### Aim of the exercise
Extract every line that includes the string "React".

### Dataset section
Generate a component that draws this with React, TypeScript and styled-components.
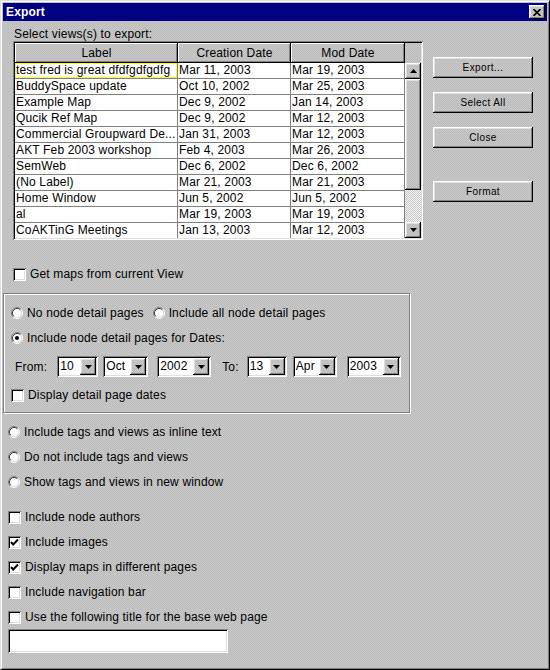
import React from "react";
import styled, { createGlobalStyle, css } from "styled-components";

const GlobalStyle = createGlobalStyle`
  html, body { margin: 0; padding: 0; background: #c0c0c0; }
  body { font-family: "Liberation Sans", Arial, sans-serif; font-size: 12px; color: #000; letter-spacing: 0.16px; }
  * { box-sizing: border-box; }
`;

const texture = css`
  background-color: #c3c3c3;
  background-image: repeating-conic-gradient(#c8c8c8 0 25%, #bcbcbc 0 50%);
  background-size: 2px 2px;
`;

const raised = css`
  box-shadow: inset -1px -1px 0 #000, inset 1px 1px 0 #fff, inset -2px -2px 0 #808080,
    inset 2px 2px 0 #dfdfdf;
`;

const sunken = css`
  box-shadow: inset 1px 1px 0 #808080, inset -1px -1px 0 #fff, inset 2px 2px 0 #000,
    inset -2px -2px 0 #dfdfdf;
`;

const Window = styled.div`
  width: 550px;
  height: 670px;
  display: flex;
  flex-direction: column;
  background: #c0c0c0;
  border: 1px solid;
  border-color: #dfdfdf #000 #000 #dfdfdf;
  box-shadow: inset 1px 1px 0 #fff, inset -1px -1px 0 #808080;
  padding: 2px;
  overflow: hidden;
`;

const TitleBar = styled.div`
  height: 18px;
  flex: none;
  background: #000080;
  color: #fff;
  font-weight: bold;
  font-size: 12px;
  display: flex;
  align-items: center;
  justify-content: space-between;
  padding: 0 2px 0 3px;
`;

const CloseButton = styled.div`
  width: 16px;
  height: 14px;
  ${texture};
  ${raised};
  display: flex;
  align-items: center;
  justify-content: center;
`;

const Body = styled.div`
  flex: 1;
  ${texture};
  display: flex;
  flex-direction: column;
  overflow: hidden;
`;

const TopArea = styled.div`
  display: flex;
  margin: 7px 0 0 10px;
`;

const LeftCol = styled.div`
  display: flex;
  flex-direction: column;
`;

const Caption = styled.div`
  height: 13px;
  line-height: 13px;
  margin-left: 1px;
  white-space: nowrap;
`;

const ScrollPane = styled.div`
  width: 410px;
  height: 199px;
  padding: 2px;
  ${sunken};
  display: grid;
  grid-template-columns: 390px 16px;
  grid-template-rows: 20px 175px;
`;

const HeaderRow = styled.div`
  display: flex;
`;

const HeaderCell = styled.div<{ $w: number }>`
  width: ${(p) => p.$w}px;
  height: 20px;
  ${texture};
  box-shadow: inset -1px -1px 0 #000, inset 1px 1px 0 #fff, inset -2px -2px 0 #808080;
  display: flex;
  align-items: center;
  justify-content: center;
  padding-bottom: 1px;
  white-space: nowrap;
`;

const Viewport = styled.div`
  grid-column: 1;
  grid-row: 2;
  background: #fff;
  overflow: hidden;
`;

const Row = styled.div`
  display: flex;
  height: 16px;
`;

const Cell = styled.div<{ $w: number; $focus?: boolean }>`
  width: ${(p) => p.$w}px;
  height: 16px;
  border-right: 1px solid #808080;
  border-bottom: 1px solid #808080;
  padding-left: 1px;
  line-height: 15px;
  white-space: nowrap;
  overflow: hidden;
  ${(p) => p.$focus && "box-shadow: inset 0 0 0 1px #ffff00;"}
`;

const ScrollBar = styled.div`
  grid-column: 2;
  grid-row: 2;
  display: flex;
  flex-direction: column;
`;

const ArrowButton = styled.div<{ $h?: number }>`
  width: 16px;
  height: ${(p) => p.$h ?? 16}px;
  flex: none;
  ${texture};
  ${raised};
  display: flex;
  align-items: center;
  justify-content: center;
`;

const Thumb = styled.div`
  height: 111px;
  flex: none;
  ${texture};
  ${raised};
`;

const Track = styled.div`
  flex: 1;
  background-color: #fff;
  background-image: repeating-conic-gradient(#c8c8c8 0 25%, #f4f4f4 0 50%);
  background-size: 2px 2px;
`;

const ButtonCol = styled.div`
  display: flex;
  flex-direction: column;
  margin-left: 10px;
  padding-top: 29px;
`;

const PushButton = styled.div<{ $mt: number }>`
  width: 100px;
  height: 21px;
  margin-top: ${(p) => p.$mt}px;
  ${texture};
  ${raised};
  display: flex;
  align-items: center;
  justify-content: center;
  font-size: 10px;
  letter-spacing: 0.4px;
  padding-bottom: 1px;
`;

const OptionRow = styled.div<{ $ml: number; $mt: number }>`
  display: flex;
  align-items: center;
  height: 16px;
  margin-left: ${(p) => p.$ml}px;
  margin-top: ${(p) => p.$mt}px;
  white-space: nowrap;
`;

const Option = styled.label<{ $ml?: number }>`
  display: flex;
  align-items: center;
  gap: 4px;
  margin-left: ${(p) => p.$ml ?? 0}px;
`;

const CheckBox = styled.span`
  width: 13px;
  height: 13px;
  flex: none;
  background: #fff;
  ${sunken};
  display: flex;
  align-items: center;
  justify-content: center;
`;

const GroupBox = styled.div`
  margin-top: 11px;
  width: 407px;
  height: 120px;
  flex: none;
  border: 1px solid #808080;
  box-shadow: 1px 1px 0 #fff, inset 1px 1px 0 #fff;
  padding: 11px 0 0 7px;
  display: flex;
  flex-direction: column;
`;

const DateRow = styled.div`
  display: flex;
  align-items: center;
  height: 21px;
  margin-top: 10px;
  white-space: nowrap;
`;

const DateLabel = styled.span<{ $ml: number }>`
  margin-left: ${(p) => p.$ml}px;
`;

const Combo = styled.div<{ $w: number; $ml: number }>`
  width: ${(p) => p.$w}px;
  height: 21px;
  margin-left: ${(p) => p.$ml}px;
  background: #fff;
  ${sunken};
  padding: 2px;
  display: flex;
`;

const ComboText = styled.span`
  flex: 1;
  line-height: 17px;
  padding-left: 1px;
`;

const TextField = styled.div`
  width: 220px;
  height: 24px;
  margin: 4px 0 0 5px;
  background: #fff;
  ${sunken};
`;

const Radio: React.FC<{ on?: boolean }> = ({ on }) => (
  <svg width="12" height="12" viewBox="0 0 12 12" style={{ flex: "none" }}>
    <circle cx="6" cy="6" r="4.5" fill="#fff" />
    <path d="M2.11 9.89 A5.5 5.5 0 0 1 9.89 2.11" stroke="#808080" fill="none" />
    <path d="M9.89 2.11 A5.5 5.5 0 0 1 2.11 9.89" stroke="#fff" fill="none" />
    <path d="M2.82 9.18 A4.5 4.5 0 0 1 9.18 2.82" stroke="#404040" fill="none" />
    <path d="M9.18 2.82 A4.5 4.5 0 0 1 2.82 9.18" stroke="#dfdfdf" fill="none" />
    {on && <circle cx="6" cy="6" r="2" fill="#000" />}
  </svg>
);

const Check: React.FC<{ on?: boolean }> = ({ on }) => (
  <CheckBox>
    {on && (
      <svg width="9" height="9" viewBox="0 0 9 9">
        <polyline points="1,4 3.2,6.5 8,1.5" stroke="#000" strokeWidth="1.9" fill="none" />
      </svg>
    )}
  </CheckBox>
);

const TriDown = () => (
  <svg width="7" height="4" viewBox="0 0 7 4">
    <polygon points="0,0 7,0 3.5,4" fill="#000" />
  </svg>
);

const TriUp = () => (
  <svg width="7" height="4" viewBox="0 0 7 4">
    <polygon points="0,4 7,4 3.5,0" fill="#000" />
  </svg>
);

const DateCombo: React.FC<{ value: string; w: number; ml: number }> = ({ value, w, ml }) => (
  <Combo $w={w} $ml={ml}>
    <ComboText>{value}</ComboText>
    <ArrowButton $h={17}>
      <TriDown />
    </ArrowButton>
  </Combo>
);

const rows: [string, string, string][] = [
  ["test fred is great dfdfgdfgdfg", "Mar 11, 2003", "Mar 19, 2003"],
  ["BuddySpace update", "Oct 10, 2002", "Mar 25, 2003"],
  ["Example Map", "Dec 9, 2002", "Jan 14, 2003"],
  ["Qucik Ref Map", "Dec 9, 2002", "Mar 12, 2003"],
  ["Commercial Groupward De...", "Jan 31, 2003", "Mar 12, 2003"],
  ["AKT Feb 2003 workshop", "Feb 4, 2003", "Mar 26, 2003"],
  ["SemWeb", "Dec 6, 2002", "Dec 6, 2002"],
  ["(No Label)", "Mar 21, 2003", "Mar 21, 2003"],
  ["Home Window", "Jun 5, 2002", "Jun 5, 2002"],
  ["al", "Mar 19, 2003", "Mar 19, 2003"],
  ["CoAKTinG Meetings", "Jan 13, 2003", "Mar 12, 2003"],
];

const colW = [163, 113, 114];

export default function App() {
  return (
    <>
      <GlobalStyle />
      <Window>
        <TitleBar>
          <span>Export</span>
          <CloseButton>
            <svg width="8" height="7" viewBox="0 0 8 7">
              <path d="M0.5 0 L7.5 7 M7.5 0 L0.5 7" stroke="#000" strokeWidth="1.6" />
            </svg>
          </CloseButton>
        </TitleBar>
        <Body>
          <TopArea>
            <LeftCol>
              <Caption>Select views(s) to export:</Caption>
              <ScrollPane>
                <HeaderRow>
                  <HeaderCell $w={colW[0]}>Label</HeaderCell>
                  <HeaderCell $w={colW[1]}>Creation Date</HeaderCell>
                  <HeaderCell $w={colW[2]}>Mod Date</HeaderCell>
                </HeaderRow>
                <div />
                <Viewport>
                  {rows.map((r, i) => (
                    <Row key={i}>
                      <Cell $w={colW[0]} $focus={i === 0}>{r[0]}</Cell>
                      <Cell $w={colW[1]}>{r[1]}</Cell>
                      <Cell $w={colW[2]}>{r[2]}</Cell>
                    </Row>
                  ))}
                </Viewport>
                <ScrollBar>
                  <ArrowButton>
                    <TriUp />
                  </ArrowButton>
                  <Thumb />
                  <Track />
                  <ArrowButton>
                    <TriDown />
                  </ArrowButton>
                </ScrollBar>
              </ScrollPane>
            </LeftCol>
            <ButtonCol>
              <PushButton $mt={0}>Export...</PushButton>
              <PushButton $mt={14}>Select All</PushButton>
              <PushButton $mt={14}>Close</PushButton>
              <PushButton $mt={33}>Format</PushButton>
            </ButtonCol>
          </TopArea>

          <OptionRow $ml={10} $mt={26}>
            <Option>
              <Check />
              Get maps from current View
            </Option>
          </OptionRow>

          <GroupBox>
            <OptionRow $ml={0} $mt={0}>
              <Option>
                <Radio />
                No node detail pages
              </Option>
              <Option $ml={9}>
                <Radio />
                Include all node detail pages
              </Option>
            </OptionRow>
            <OptionRow $ml={0} $mt={9}>
              <Option>
                <Radio on />
                Include node detail pages for Dates:
              </Option>
            </OptionRow>
            <DateRow>
              <DateLabel $ml={4}>From:</DateLabel>
              <DateCombo value="10" w={41} ml={10} />
              <DateCombo value="Oct" w={45} ml={5} />
              <DateCombo value="2002" w={54} ml={9} />
              <DateLabel $ml={11}>To:</DateLabel>
              <DateCombo value="13" w={40} ml={8} />
              <DateCombo value="Apr" w={44} ml={6} />
              <DateCombo value="2003" w={54} ml={10} />
            </DateRow>
            <OptionRow $ml={0} $mt={10}>
              <Option>
                <Check />
                Display detail page dates
              </Option>
            </OptionRow>
          </GroupBox>

          <OptionRow $ml={5} $mt={11}>
            <Option>
              <Radio />
              Include tags and views as inline text
            </Option>
          </OptionRow>
          <OptionRow $ml={5} $mt={9}>
            <Option>
              <Radio />
              Do not include tags and views
            </Option>
          </OptionRow>
          <OptionRow $ml={5} $mt={9}>
            <Option>
              <Radio />
              Show tags and views in new window
            </Option>
          </OptionRow>

          <OptionRow $ml={5} $mt={19}>
            <Option>
              <Check />
              Include node authors
            </Option>
          </OptionRow>
          <OptionRow $ml={5} $mt={9}>
            <Option>
              <Check on />
              Include images
            </Option>
          </OptionRow>
          <OptionRow $ml={5} $mt={9}>
            <Option>
              <Check on />
              Display maps in different pages
            </Option>
          </OptionRow>
          <OptionRow $ml={5} $mt={9}>
            <Option>
              <Check />
              Include navigation bar
            </Option>
          </OptionRow>
          <OptionRow $ml={5} $mt={9}>
            <Option>
              <Check />
              Use the following title for the base web page
            </Option>
          </OptionRow>
          <TextField />
        </Body>
      </Window>
    </>
  );
}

### Answer to the problem
Generate a component that draws this with React, TypeScript and styled-components.
import React from "react";
const Radio: React.FC<{ on?: boolean }> = ({ on }) => (
const Check: React.FC<{ on?: boolean }> = ({ on }) => (
const DateCombo: React.FC<{ value: string; w: number; ml: number }> = ({ value, w, ml }) => (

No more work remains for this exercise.